Persoalan yang dihadapi pria asal Pati, Jateng, ini adalah sedikitnya tenaga kerja pengolah. Untuk menggarap produk amis ini, warga sekitar yang menjadi karyawan Mina Rasa masih menjadikannya sebagai sambilan. Alhasil, dalam sehari mantan montir sepeda motor itu baru mampu mengolah 40 kg ikan basah.

Limbah untuk Itik

Nilai tambah pengolahan ikan tersebut tidak hanya dari olahan dagingnya. Limbah ikan berupa isi perut dan kepala juga bagus untuk pakan itik. Limbah ini dapat menggantikan peran konsentrat yang harganya mencapai Rp6.500 per kg.

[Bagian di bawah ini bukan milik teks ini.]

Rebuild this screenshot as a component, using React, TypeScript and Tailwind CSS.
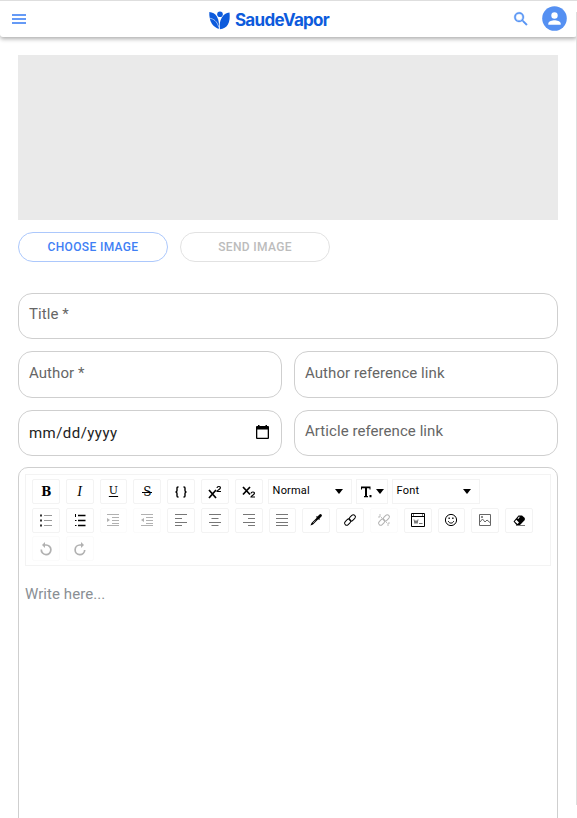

Biasanya campuran pakan yang diberikan Karsin bagi itiknya adalah 2 kg jagung, 2 kg bekatul, dan 1 kg konsentrat untuk 20 ekor dengan produktivitas telur 70% per hari. Namun, dengan limbah tersebut, selain tidak perlu konsentrat, produktivitas itiknya juga meningkat menjadi 80% per hari.

Menurut ayah satu anak ini, satu kilo ikan basah menghasilkan satu ons limbah. Empat ons limbah yang diperolehnya setiap hari diberikan kepada 60 ekor itik. Hasilnya, ia memanen 50 butir telur per hari. Harga telur itiknya setara telur itik yang diliarkan. Di Yogya, harga telur itik yang diliarkan lebih mahal Rp100—Rp200 per butir ketimbang telur itik dikandangkan karena citarasanya dinilai lebih enak.